START Supplied information
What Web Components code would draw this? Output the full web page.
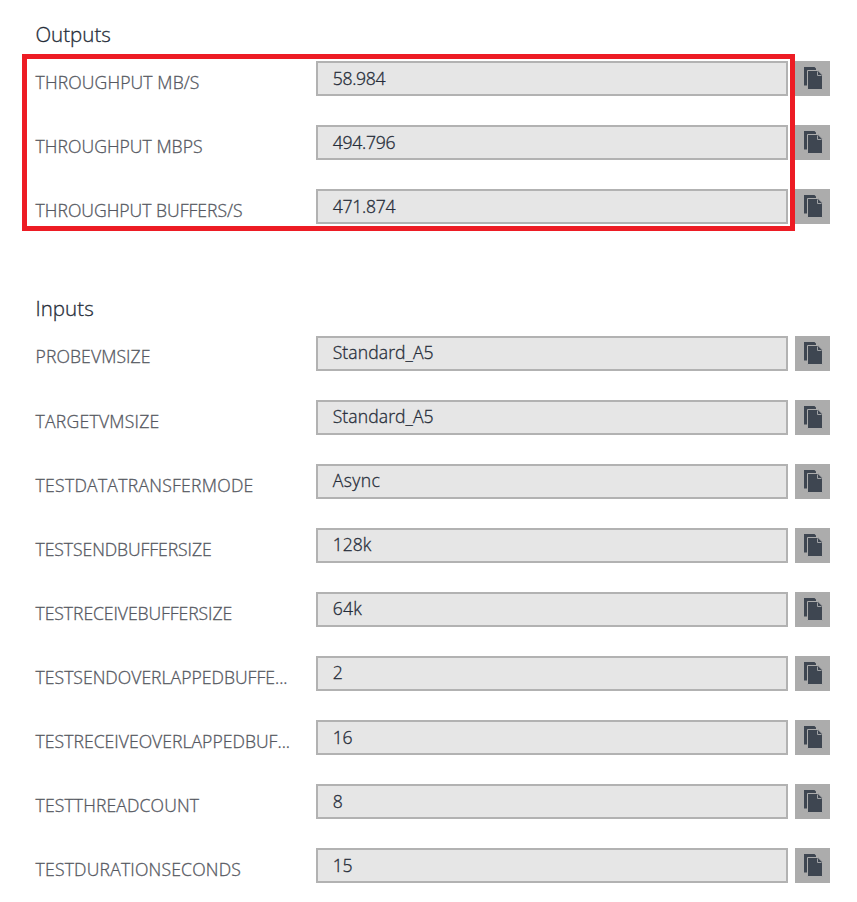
<!DOCTYPE html>
<html lang="en">
<head>
<meta charset="utf-8">
<title>Outputs and inputs</title>
<style>
body { margin: 0; background: #fff; font-family: "Open Sans", "Noto Sans", sans-serif; }
</style>
</head>
<body>
<deployment-panel></deployment-panel>
<script>
class FitText extends HTMLElement {
  connectedCallback() {
    const root = this.attachShadow({ mode: 'open' });
    root.innerHTML = `<style>:host{display:inline-block;white-space:nowrap;-webkit-text-stroke:.3px currentColor}span{display:inline-block}</style><span><slot></slot></span>`;
    const span = root.querySelector('span');
    const target = Number(this.getAttribute('width'));
    const n = this.textContent.length;
    const natural = span.getBoundingClientRect().width;
    if (target && n > 1) span.style.letterSpacing = ((target - natural) / n).toFixed(3) + 'px';
  }
}
class CopyButton extends HTMLElement {
  connectedCallback() {
    this.attachShadow({ mode: 'open' }).innerHTML = `
<style>
:host{display:block;width:35px;height:35px;background:#acacac}
svg{display:block}
</style>
<svg width="35" height="35" viewBox="0 0 35 35" role="img" aria-label="Copy">
<path fill="#3e4651" d="M9 6h10.500l1.500 1.500V9h-8v15.500H9z"/>
<path fill="#3e4651" stroke="#acacac" stroke-width="1" d="M12.500 9.500H23l4.500 4.500v14.500h-15z"/>
<path fill="none" stroke="#a0a2a5" stroke-width="1" d="M22.500 10.500v4h4"/>
</svg>`;
  }
}
class FieldRow extends HTMLElement {
  connectedCallback() {
    const a = n => this.getAttribute(n);
    this.attachShadow({ mode: 'open' }).innerHTML = `
<style>
:host{display:grid;grid-template-columns:281px 472px 35px;column-gap:0;height:35px;margin-bottom:29px}
.label{font-size:17.6px;font-weight:300;line-height:24px;color:#555861;padding:${9 + Number(a('label-shift') || 0)}px 0 0 .6px}
.value{box-sizing:border-box;height:35px;border:2px solid #b2b2b2;background:#e6e6e6;font-size:17.6px;font-weight:300;line-height:24px;color:#252c38;padding:${2 + Number(a('value-shift') || 0)}px 0 0 14.7px}
copy-button{margin-left:7px}
</style>
<div class="label"><fit-text width="${a('lw')}">${a('label')}</fit-text></div>
<div class="value"><fit-text width="${a('vw')}">${a('value')}</fit-text></div>
<copy-button></copy-button>`;
  }
}
class FieldGroup extends HTMLElement {
  connectedCallback() {
    this.attachShadow({ mode: 'open' }).innerHTML = `
<style>
:host{display:block;position:relative}
h2{margin:0;height:37px;font-size:20.500px;font-weight:300;line-height:20px;color:#252c38;padding-left:.4px;box-sizing:border-box}
:host(:not([framed])) h2{line-height:18px}
.frame{display:none;position:absolute;left:-13px;top:30px;width:773px;height:177px;box-sizing:border-box;border:5px solid #ed1c24}
:host([framed]) .frame{display:block}
</style>
<h2><fit-text width="${this.getAttribute('hw')}">${this.getAttribute('heading')}</fit-text></h2>
<slot></slot><div class="frame"></div>`;
  }
}
class DeploymentPanel extends HTMLElement {
  connectedCallback() {
    const outputs = [
      ['THROUGHPUT MB/S', 164, '58.984', 52.5, 0, 1],
      ['THROUGHPUT MBPS', 167, '494.796', 62.5, 0, 1],
      ['THROUGHPUT BUFFERS/S', 207, '471.874', 62.5, 0, 1]
    ];
    const inputs = [
      ['PROBEVMSIZE', 115, 'Standard_A5', 101, -1, 0],
      ['TARGETVMSIZE', 124, 'Standard_A5', 101, 0, 0],
      ['TESTDATATRANSFERMODE', 218, 'Async', 47.5, 0, 0],
      ['TESTSENDBUFFERSIZE', 176, '128k', 38.5, 0, 0],
      ['TESTRECEIVEBUFFERSIZE', 196.5, '64k', 29.5, 0, 0],
      ['TESTSENDOVERLAPPEDBUFFE...', 252, '2', 10, 0, 0],
      ['TESTRECEIVEOVERLAPPEDBUF...', 254.5, '16', 19.5, 0, 1],
      ['TESTTHREADCOUNT', 163.5, '8', 10, 0, 1],
      ['TESTDURATIONSECONDS', 205.5, '15', 19.5, 0, 1]
    ];
    const rows = list => list.map(([l, lw, v, vw, ls, vs]) =>
      `<field-row label="${l}" lw="${lw}" value="${v}" vw="${vw}" label-shift="${ls}" value-shift="${vs}"></field-row>`).join('');
    this.attachShadow({ mode: 'open' }).innerHTML = `
<style>
:host{display:flex;flex-direction:column;gap:46px;box-sizing:border-box;height:902px;overflow:hidden;padding:24px 0 0 35px}
</style>
<field-group heading="Outputs" hw="75.5" framed>${rows(outputs)}</field-group>
<field-group heading="Inputs" hw="58.5">${rows(inputs)}</field-group>`;
  }
}
customElements.define('fit-text', FitText);
customElements.define('copy-button', CopyButton);
customElements.define('field-row', FieldRow);
customElements.define('field-group', FieldGroup);
customElements.define('deployment-panel', DeploymentPanel);
</script>
</body>
</html>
END Supplied information
> **What to do**
From the listing above, copy out each line where the word "this" appears.

> **Task answer**
What Web Components code would draw this? Output the full web page.
    const root = this.attachShadow({ mode: 'open' });
    const target = Number(this.getAttribute('width'));
    const n = this.textContent.length;
    this.attachShadow({ mode: 'open' }).innerHTML = `
    const a = n => this.getAttribute(n);
    this.attachShadow({ mode: 'open' }).innerHTML = `
    this.attachShadow({ mode: 'open' }).innerHTML = `
<h2><fit-text width="${this.getAttribute('hw')}">${this.getAttribute('heading')}</fit-text></h2>
    this.attachShadow({ mode: 'open' }).innerHTML = `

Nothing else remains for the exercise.